PROBLEM REQUIREMENTS: Look through the data below and return each line where "components" appears.

Web page code records
* * * *
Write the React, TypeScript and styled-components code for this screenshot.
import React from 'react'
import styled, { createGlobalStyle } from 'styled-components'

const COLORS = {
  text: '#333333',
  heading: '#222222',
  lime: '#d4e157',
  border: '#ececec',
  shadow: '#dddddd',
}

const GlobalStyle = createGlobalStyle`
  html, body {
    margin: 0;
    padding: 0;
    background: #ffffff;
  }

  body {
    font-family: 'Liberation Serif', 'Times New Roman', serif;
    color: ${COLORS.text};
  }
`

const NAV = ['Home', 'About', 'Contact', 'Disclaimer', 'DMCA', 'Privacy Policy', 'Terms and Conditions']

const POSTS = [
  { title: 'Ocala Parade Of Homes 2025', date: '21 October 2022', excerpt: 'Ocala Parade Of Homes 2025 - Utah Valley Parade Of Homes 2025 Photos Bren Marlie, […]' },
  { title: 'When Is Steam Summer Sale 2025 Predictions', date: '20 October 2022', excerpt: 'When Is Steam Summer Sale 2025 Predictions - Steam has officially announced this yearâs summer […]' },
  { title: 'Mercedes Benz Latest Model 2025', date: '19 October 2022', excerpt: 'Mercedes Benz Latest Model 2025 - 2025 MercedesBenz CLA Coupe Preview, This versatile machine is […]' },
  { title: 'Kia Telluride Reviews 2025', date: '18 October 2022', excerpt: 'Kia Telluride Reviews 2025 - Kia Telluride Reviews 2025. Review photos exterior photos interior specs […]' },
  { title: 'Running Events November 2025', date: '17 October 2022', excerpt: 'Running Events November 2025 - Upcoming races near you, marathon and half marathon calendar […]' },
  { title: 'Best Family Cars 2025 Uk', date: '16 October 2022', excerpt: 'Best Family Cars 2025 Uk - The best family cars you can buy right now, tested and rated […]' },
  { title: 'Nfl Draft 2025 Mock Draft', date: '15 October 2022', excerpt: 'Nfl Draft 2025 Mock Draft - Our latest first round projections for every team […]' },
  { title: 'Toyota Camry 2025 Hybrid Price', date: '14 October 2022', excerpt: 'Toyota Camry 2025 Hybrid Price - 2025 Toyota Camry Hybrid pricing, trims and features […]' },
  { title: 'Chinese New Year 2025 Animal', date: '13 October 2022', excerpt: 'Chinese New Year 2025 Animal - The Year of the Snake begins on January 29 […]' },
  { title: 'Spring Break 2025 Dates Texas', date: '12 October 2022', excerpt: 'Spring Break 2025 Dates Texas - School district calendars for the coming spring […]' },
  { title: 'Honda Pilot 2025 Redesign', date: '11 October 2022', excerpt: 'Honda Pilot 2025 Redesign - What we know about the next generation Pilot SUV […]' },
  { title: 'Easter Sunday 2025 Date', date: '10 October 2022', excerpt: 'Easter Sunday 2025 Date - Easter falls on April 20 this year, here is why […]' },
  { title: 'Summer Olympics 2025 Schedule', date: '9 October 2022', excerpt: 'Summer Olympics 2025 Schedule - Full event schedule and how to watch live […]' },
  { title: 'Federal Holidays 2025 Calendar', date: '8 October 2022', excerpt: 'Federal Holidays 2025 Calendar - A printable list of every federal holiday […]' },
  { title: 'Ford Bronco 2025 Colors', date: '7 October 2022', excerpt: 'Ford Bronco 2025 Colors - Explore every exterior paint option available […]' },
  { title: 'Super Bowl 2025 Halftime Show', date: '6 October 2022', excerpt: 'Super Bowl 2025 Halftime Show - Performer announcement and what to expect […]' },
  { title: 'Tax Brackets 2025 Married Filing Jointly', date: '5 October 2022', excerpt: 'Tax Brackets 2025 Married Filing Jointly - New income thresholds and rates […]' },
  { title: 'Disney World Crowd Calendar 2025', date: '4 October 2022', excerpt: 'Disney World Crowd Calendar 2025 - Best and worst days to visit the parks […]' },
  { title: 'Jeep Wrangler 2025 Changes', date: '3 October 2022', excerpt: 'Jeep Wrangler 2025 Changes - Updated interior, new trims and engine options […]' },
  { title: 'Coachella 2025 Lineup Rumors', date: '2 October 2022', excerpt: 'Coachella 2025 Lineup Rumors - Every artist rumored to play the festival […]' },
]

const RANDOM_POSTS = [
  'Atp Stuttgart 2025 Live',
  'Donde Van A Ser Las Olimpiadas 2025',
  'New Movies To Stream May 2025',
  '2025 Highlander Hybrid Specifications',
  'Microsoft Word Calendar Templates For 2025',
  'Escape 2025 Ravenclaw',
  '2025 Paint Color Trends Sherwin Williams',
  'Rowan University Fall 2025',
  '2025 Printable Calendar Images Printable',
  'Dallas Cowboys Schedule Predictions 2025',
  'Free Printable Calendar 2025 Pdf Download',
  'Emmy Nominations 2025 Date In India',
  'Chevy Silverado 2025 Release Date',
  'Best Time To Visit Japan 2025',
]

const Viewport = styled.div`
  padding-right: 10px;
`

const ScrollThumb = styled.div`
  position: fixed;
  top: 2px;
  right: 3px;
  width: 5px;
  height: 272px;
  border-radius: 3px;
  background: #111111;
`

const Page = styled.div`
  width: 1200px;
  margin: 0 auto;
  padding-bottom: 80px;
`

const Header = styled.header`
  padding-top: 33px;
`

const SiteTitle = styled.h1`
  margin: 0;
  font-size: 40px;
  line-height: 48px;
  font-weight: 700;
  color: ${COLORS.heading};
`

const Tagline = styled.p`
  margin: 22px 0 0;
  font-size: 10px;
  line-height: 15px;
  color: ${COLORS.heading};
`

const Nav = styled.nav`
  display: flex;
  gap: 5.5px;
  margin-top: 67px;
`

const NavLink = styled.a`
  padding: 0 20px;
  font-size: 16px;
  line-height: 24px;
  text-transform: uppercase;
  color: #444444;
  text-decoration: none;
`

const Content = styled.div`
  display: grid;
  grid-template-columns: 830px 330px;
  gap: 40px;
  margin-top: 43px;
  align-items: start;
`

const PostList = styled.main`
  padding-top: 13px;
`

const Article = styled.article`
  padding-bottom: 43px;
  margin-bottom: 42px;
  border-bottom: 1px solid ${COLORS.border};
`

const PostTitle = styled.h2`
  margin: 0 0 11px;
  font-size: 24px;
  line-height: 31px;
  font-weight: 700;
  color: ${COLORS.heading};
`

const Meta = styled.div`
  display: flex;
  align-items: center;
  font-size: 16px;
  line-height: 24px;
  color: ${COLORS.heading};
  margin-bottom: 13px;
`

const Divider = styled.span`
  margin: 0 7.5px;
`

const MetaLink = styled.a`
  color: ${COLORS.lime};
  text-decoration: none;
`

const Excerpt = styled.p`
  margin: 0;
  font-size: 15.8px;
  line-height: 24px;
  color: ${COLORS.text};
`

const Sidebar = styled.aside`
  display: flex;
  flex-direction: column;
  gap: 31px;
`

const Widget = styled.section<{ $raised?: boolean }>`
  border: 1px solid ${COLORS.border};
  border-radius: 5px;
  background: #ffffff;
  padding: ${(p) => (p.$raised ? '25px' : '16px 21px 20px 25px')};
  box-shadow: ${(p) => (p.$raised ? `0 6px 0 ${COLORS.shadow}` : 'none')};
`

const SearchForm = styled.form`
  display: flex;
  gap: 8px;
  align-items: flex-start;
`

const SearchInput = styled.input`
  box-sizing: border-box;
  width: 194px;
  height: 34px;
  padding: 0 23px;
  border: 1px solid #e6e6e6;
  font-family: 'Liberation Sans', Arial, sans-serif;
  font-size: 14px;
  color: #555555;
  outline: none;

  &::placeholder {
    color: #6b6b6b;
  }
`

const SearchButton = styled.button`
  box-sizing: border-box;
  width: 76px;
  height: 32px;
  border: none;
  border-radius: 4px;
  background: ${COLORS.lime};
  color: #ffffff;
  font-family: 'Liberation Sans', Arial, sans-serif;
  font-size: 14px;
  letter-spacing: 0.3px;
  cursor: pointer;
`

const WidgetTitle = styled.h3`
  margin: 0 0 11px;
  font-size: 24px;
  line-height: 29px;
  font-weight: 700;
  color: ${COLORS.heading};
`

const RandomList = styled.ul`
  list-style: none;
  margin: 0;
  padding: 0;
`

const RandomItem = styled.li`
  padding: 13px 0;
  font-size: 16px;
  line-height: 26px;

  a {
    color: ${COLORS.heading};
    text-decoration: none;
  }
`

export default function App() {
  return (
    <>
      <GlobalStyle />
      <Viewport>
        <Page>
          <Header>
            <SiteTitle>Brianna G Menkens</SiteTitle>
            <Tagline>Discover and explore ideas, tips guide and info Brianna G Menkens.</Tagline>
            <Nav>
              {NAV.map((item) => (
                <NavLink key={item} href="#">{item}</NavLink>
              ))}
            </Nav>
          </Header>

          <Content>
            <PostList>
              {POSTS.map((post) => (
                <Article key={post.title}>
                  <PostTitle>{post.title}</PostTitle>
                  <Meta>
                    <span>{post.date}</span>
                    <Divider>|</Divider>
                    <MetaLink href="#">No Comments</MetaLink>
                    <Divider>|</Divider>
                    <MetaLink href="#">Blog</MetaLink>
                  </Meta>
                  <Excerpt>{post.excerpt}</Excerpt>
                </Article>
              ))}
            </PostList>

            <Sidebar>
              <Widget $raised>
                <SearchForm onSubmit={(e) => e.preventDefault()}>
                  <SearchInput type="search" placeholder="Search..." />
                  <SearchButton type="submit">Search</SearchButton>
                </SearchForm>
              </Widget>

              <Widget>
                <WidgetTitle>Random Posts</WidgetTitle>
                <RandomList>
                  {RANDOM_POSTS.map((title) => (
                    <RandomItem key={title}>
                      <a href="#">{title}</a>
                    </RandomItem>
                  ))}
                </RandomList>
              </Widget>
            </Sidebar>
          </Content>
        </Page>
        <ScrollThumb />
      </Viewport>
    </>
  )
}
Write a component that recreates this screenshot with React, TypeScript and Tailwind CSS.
* * * *
WRITTEN SOLUTION:
Write the React, TypeScript and styled-components code for this screenshot.
import styled, { createGlobalStyle } from 'styled-components'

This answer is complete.